Wednesday came and this little boy got sick 😦
This is my youngest, Jhon Javen, we call him JJ. I was surprised because i found blisters all over his body and the doctor said it was due to chicken pox. 😦 I know I took them for immunization when they were young, but Doc said it sometimes can still attack their body:(
But he wasn’t in pain, in fact he is still all hyper and jumpy and happy… somehow he probably know how much I get worried when they get sick.
Then Friday came my nanny had to leave us for awhile because her grandfather died!! She will be back tomorrow.
But it was so hard leaving my kids at home. They didn’t have classes this week because of Intramurals and my youngest needs to stay at home, often times my husband would bring them to work. But today he can’t since my son still needs to be kept at home!
I also can’t be absent from work because it’s a Monday! My heart was so heavy this morning when I have to leave them under my sister-in-laws care which is also a bit hard for her because she is taking take care of 3 kids too!
But anyways, I honestly feel like I don’t deserve them. Leaving them at home. 😦 I called them almost every hour today to check on them. I am just glad they were able to handle themselves quite well. Especially my daughter who assumed responsibility.
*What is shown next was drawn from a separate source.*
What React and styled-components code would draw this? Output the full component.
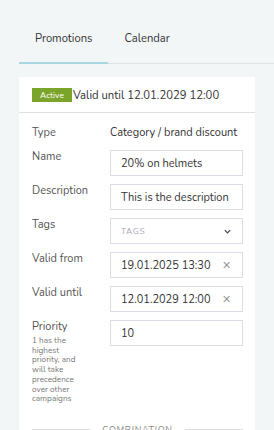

I honestly told her she doesn’t need to since my sister-in-law was there but she end up taking care of my sons and she was even able to put them to sleep and take a nap in the afternoon!
I so feel like I don’t deserve her. See, they aren’t normal “normal” in a sense where they would ask me for toys. In fact they barely have toys. Yet you would not hear them complain AT ALL.
I am just so thankful that God gave me these wonderful kids right now.
I honestly feel like I don’t deserve them. Yet I know God gave them to me as a gift that I wouldn’t take for granted.